3.4 Cooperative governance

During the year of 2009/10, 20 selected local municipalities across the province received specific hands on support. These municipalities were the ones who received the lowest ratings for their integrated development plans and special effort was given to Karoo Hoogland local municipality.

A major concern is that most of the municipalities struggle to implement their integrated development plans and deliver a service to their communities. All of these concerns need to be addressed during this year and this will be the focus area for the different sector departments.

Honourable Speaker, the Constitution of the country places the responsibility on government to ensure that every person or household has access to basic services, in order to ensure that poor people or households are not discriminated against due to their economic status. All our municipalities have indigent policies and registers and provide basic services of electricity, refuse removal, water and sanitation.
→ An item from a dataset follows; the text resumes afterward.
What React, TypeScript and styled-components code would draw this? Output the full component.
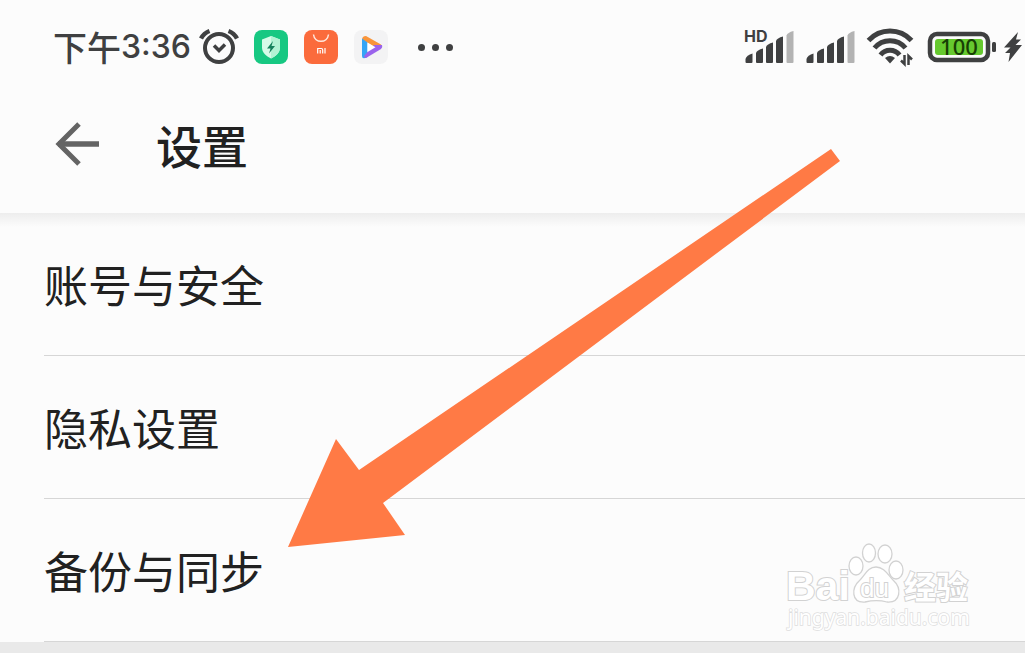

There is a total number of 274 489 households registered on the municipal systems in the province.

Households in informal settlements are also benefiting from the free basic services, though they are not registered on the municipal systems, they benefit in the form of communal stand pipes for water and bulk waste container which are emptied every second week.

The quantity of free basic services is provided as follows: free basic water is provided at a minimum of six kilolitre (6kl) per household per month, free basic sanitation is provided at 15 litres per person per day, that is water borne-systems, free basic refuse removal is provided by collecting waste once per week and free basic electricity is provided at 50 kilowatt per hour (Kwh) per household per month

Honourable Speaker, the municipal infrastructure grant (MIG) has made significant progress with regard to service delivery. Since its inception in 2004, and amount of R892 million has been spent on cemeteries, multi-purpose community halls, multi-purpose sports facilities, Project Management units, roads, sanitation, solid waste removal, street lightning and street trading.